**SET TASK**: The listing below should be printed exactly, every line of it. Skip the pictures.

**GIVEN INFORMATION**:
################

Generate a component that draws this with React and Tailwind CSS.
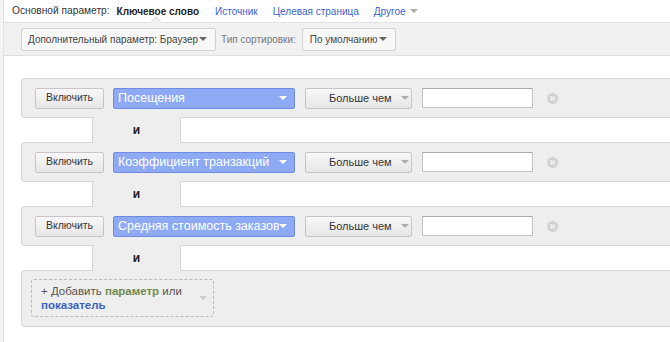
const font = { fontFamily: '"Liberation Sans", Arial, sans-serif' };

function Caret({ className = "border-t-[#666]" }) {
  return (
    <span
      className={`inline-block shrink-0 w-0 h-0 border-l-[4px] border-r-[4px] border-t-[4px] border-l-transparent border-r-transparent ${className}`}
    />
  );
}

function GreyButton({ children, className = "" }) {
  return (
    <div
      className={`flex items-center h-[21px] whitespace-nowrap border border-[#c6c6c6] rounded-[2px] bg-gradient-to-b from-[#f9f9f9] to-[#e6e6e6] text-[10.5px] text-[#333] ${className}`}
    >
      {children}
    </div>
  );
}

function ClearIcon() {
  return (
    <svg width="11" height="11" viewBox="0 0 11 11">
      <circle cx="5.5" cy="5.5" r="5.5" fill="#d2d2d2" />
      <path d="M3.4 3.4 L7.6 7.6 M7.6 3.4 L3.4 7.6" stroke="#f4f4f4" strokeWidth="1.4" />
    </svg>
  );
}

function FilterRow({ label }) {
  return (
    <div className="h-[40px] border border-r-0 border-[#d6d6d6] rounded-l-[4px] bg-[#eeeeee] flex items-center pl-[13px]">
      <GreyButton className="w-[69px] justify-center">Включить</GreyButton>
      <div className="ml-[9px] w-[182px] h-[21px] border border-[#6f8ae0] rounded-[2px] bg-[#8eaaf5] flex items-center pl-[4px] pr-[7px] text-white text-[12.5px] overflow-hidden">
        <span className="flex-1 whitespace-nowrap overflow-hidden">{label}</span>
        <Caret className="border-t-white" />
      </div>
      <GreyButton className="ml-[10px] w-[107px] pl-[23px] gap-[9px]">
        <span className="text-[11px]">Больше чем</span>
        <Caret className="border-t-[#aaa]" />
      </GreyButton>
      <div className="ml-[10px] w-[111px] h-[20px] bg-white border border-[#c4c4c4] border-t-[#a8a8a8]" />
      <div className="ml-[14px] flex items-center">
        <ClearIcon />
      </div>
    </div>
  );
}

function Connector() {
  return (
    <div className="relative z-10 -my-px ml-[71px] w-[89px] h-[26px] bg-[#eeeeee] border-x border-[#d6d6d6] flex items-center justify-center">
      <span className="text-[12px] font-bold text-[#222]">и</span>
    </div>
  );
}

export default function App() {
  return (
    <div className="w-[670px] h-[342px] overflow-hidden bg-white flex" style={font}>
      <div className="w-[4px] bg-[#f4f4f4] border-r border-[#e2e2e2] shrink-0" />
      <div className="flex-1 flex flex-col min-w-0">
        <div className="h-[23px] flex items-center pl-[8px] text-[10px] whitespace-nowrap border-b border-[#e2e2e2]">
          <span className="text-[10.2px] text-[#333]">Основной параметр:</span>
          <span className="ml-[7px] font-bold text-[#222]">Ключевое слово</span>
          <span className="ml-[16px] text-[#3b64d0]">Источник</span>
          <span className="ml-[15px] text-[#3b64d0]">Целевая страница</span>
          <span className="ml-[15px] text-[#3b64d0] flex items-center gap-[4px]">
            Другое <Caret className="border-t-[#aaa]" />
          </span>
        </div>
        <div className="relative h-[33px] bg-[#f1f1f1] border-b border-[#e0e0e0] flex items-center pl-[17px] text-[10px] whitespace-nowrap">
          <span className="absolute left-[148px] -top-[5px] w-[8px] h-[8px] rotate-45 bg-[#f1f1f1] border-t border-l border-[#e2e2e2]" />
          <div className="h-[23px] w-[195px] flex items-center pl-[6px] pr-[8px] border border-[#d2d2d2] rounded-[2px] bg-[#f8f8f8] text-[#444]">
            <span className="flex-1">Дополнительный параметр: Браузер</span>
            <Caret />
          </div>
          <span className="ml-[5px] text-[#777]">Тип сортировки:</span>
          <div className="ml-[6px] h-[23px] w-[94px] flex items-center pl-[7px] pr-[8px] border border-[#d2d2d2] rounded-[2px] bg-[#f8f8f8] text-[#444]">
            <span className="flex-1">По умолчанию</span>
            <Caret />
          </div>
        </div>
        <div className="pt-[22px] pl-[17px] -mr-[20px] flex flex-col">
          <FilterRow label="Посещения" />
          <Connector />
          <FilterRow label="Коэффициент транзакций" />
          <Connector />
          <FilterRow label="Средняя стоимость заказов" />
          <Connector />
          <div className="h-[57px] border border-r-0 border-[#d6d6d6] rounded-l-[4px] bg-[#eeeeee] pl-[9px] pt-[8px]">
            <div className="w-[183px] h-[38px] border border-dashed border-[#b8b8b8] rounded-[3px] flex items-center pl-[9px] pr-[6px]">
              <div className="flex-1 text-[11.5px] leading-[14px]">
                <span className="text-[#555]">+ Добавить </span>
                <span className="text-[#6f8a4f] font-bold">параметр</span>
                <span className="text-[#555]"> или</span>
                <br />
                <span className="text-[#3a62c0] font-bold">показатель</span>
              </div>
              <Caret className="border-t-[#ccc]" />
            </div>
          </div>
        </div>
      </div>
    </div>
  );
}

################

**THE ANSWER**:
Generate a component that draws this with React and Tailwind CSS.
const font = { fontFamily: '"Liberation Sans", Arial, sans-serif' };

function Caret({ className = "border-t-[#666]" }) {
  return (
    <span
      className={`inline-block shrink-0 w-0 h-0 border-l-[4px] border-r-[4px] border-t-[4px] border-l-transparent border-r-transparent ${className}`}
    />
  );
}

function GreyButton({ children, className = "" }) {
  return (
    <div
      className={`flex items-center h-[21px] whitespace-nowrap border border-[#c6c6c6] rounded-[2px] bg-gradient-to-b from-[#f9f9f9] to-[#e6e6e6] text-[10.5px] text-[#333] ${className}`}
    >
      {children}
    </div>
  );
}

function ClearIcon() {
  return (
    <svg width="11" height="11" viewBox="0 0 11 11">
      <circle cx="5.5" cy="5.5" r="5.5" fill="#d2d2d2" />
      <path d="M3.4 3.4 L7.6 7.6 M7.6 3.4 L3.4 7.6" stroke="#f4f4f4" strokeWidth="1.4" />
    </svg>
  );
}

function FilterRow({ label }) {
  return (
    <div className="h-[40px] border border-r-0 border-[#d6d6d6] rounded-l-[4px] bg-[#eeeeee] flex items-center pl-[13px]">
      <GreyButton className="w-[69px] justify-center">Включить</GreyButton>
      <div className="ml-[9px] w-[182px] h-[21px] border border-[#6f8ae0] rounded-[2px] bg-[#8eaaf5] flex items-center pl-[4px] pr-[7px] text-white text-[12.5px] overflow-hidden">
        <span className="flex-1 whitespace-nowrap overflow-hidden">{label}</span>
        <Caret className="border-t-white" />
      </div>
      <GreyButton className="ml-[10px] w-[107px] pl-[23px] gap-[9px]">
        <span className="text-[11px]">Больше чем</span>
        <Caret className="border-t-[#aaa]" />
      </GreyButton>
      <div className="ml-[10px] w-[111px] h-[20px] bg-white border border-[#c4c4c4] border-t-[#a8a8a8]" />
      <div className="ml-[14px] flex items-center">
        <ClearIcon />
      </div>
    </div>
  );
}

function Connector() {
  return (
    <div className="relative z-10 -my-px ml-[71px] w-[89px] h-[26px] bg-[#eeeeee] border-x border-[#d6d6d6] flex items-center justify-center">
      <span className="text-[12px] font-bold text-[#222]">и</span>
    </div>
  );
}

export default function App() {
  return (
    <div className="w-[670px] h-[342px] overflow-hidden bg-white flex" style={font}>
      <div className="w-[4px] bg-[#f4f4f4] border-r border-[#e2e2e2] shrink-0" />
      <div className="flex-1 flex flex-col min-w-0">
        <div className="h-[23px] flex items-center pl-[8px] text-[10px] whitespace-nowrap border-b border-[#e2e2e2]">
          <span className="text-[10.2px] text-[#333]">Основной параметр:</span>
          <span className="ml-[7px] font-bold text-[#222]">Ключевое слово</span>
          <span className="ml-[16px] text-[#3b64d0]">Источник</span>
          <span className="ml-[15px] text-[#3b64d0]">Целевая страница</span>
          <span className="ml-[15px] text-[#3b64d0] flex items-center gap-[4px]">
            Другое <Caret className="border-t-[#aaa]" />
          </span>
        </div>
        <div className="relative h-[33px] bg-[#f1f1f1] border-b border-[#e0e0e0] flex items-center pl-[17px] text-[10px] whitespace-nowrap">
          <span className="absolute left-[148px] -top-[5px] w-[8px] h-[8px] rotate-45 bg-[#f1f1f1] border-t border-l border-[#e2e2e2]" />
          <div className="h-[23px] w-[195px] flex items-center pl-[6px] pr-[8px] border border-[#d2d2d2] rounded-[2px] bg-[#f8f8f8] text-[#444]">
            <span className="flex-1">Дополнительный параметр: Браузер</span>
            <Caret />
          </div>
          <span className="ml-[5px] text-[#777]">Тип сортировки:</span>
          <div className="ml-[6px] h-[23px] w-[94px] flex items-center pl-[7px] pr-[8px] border border-[#d2d2d2] rounded-[2px] bg-[#f8f8f8] text-[#444]">
            <span className="flex-1">По умолчанию</span>
            <Caret />
          </div>
        </div>
        <div className="pt-[22px] pl-[17px] -mr-[20px] flex flex-col">
          <FilterRow label="Посещения" />
          <Connector />
          <FilterRow label="Коэффициент транзакций" />
          <Connector />
          <FilterRow label="Средняя стоимость заказов" />
          <Connector />
          <div className="h-[57px] border border-r-0 border-[#d6d6d6] rounded-l-[4px] bg-[#eeeeee] pl-[9px] pt-[8px]">
            <div className="w-[183px] h-[38px] border border-dashed border-[#b8b8b8] rounded-[3px] flex items-center pl-[9px] pr-[6px]">
              <div className="flex-1 text-[11.5px] leading-[14px]">
                <span className="text-[#555]">+ Добавить </span>
                <span className="text-[#6f8a4f] font-bold">параметр</span>
                <span className="text-[#555]"> или</span>
                <br />
                <span className="text-[#3a62c0] font-bold">показатель</span>
              </div>
              <Caret className="border-t-[#ccc]" />
            </div>
          </div>
        </div>
      </div>
    </div>
  );
}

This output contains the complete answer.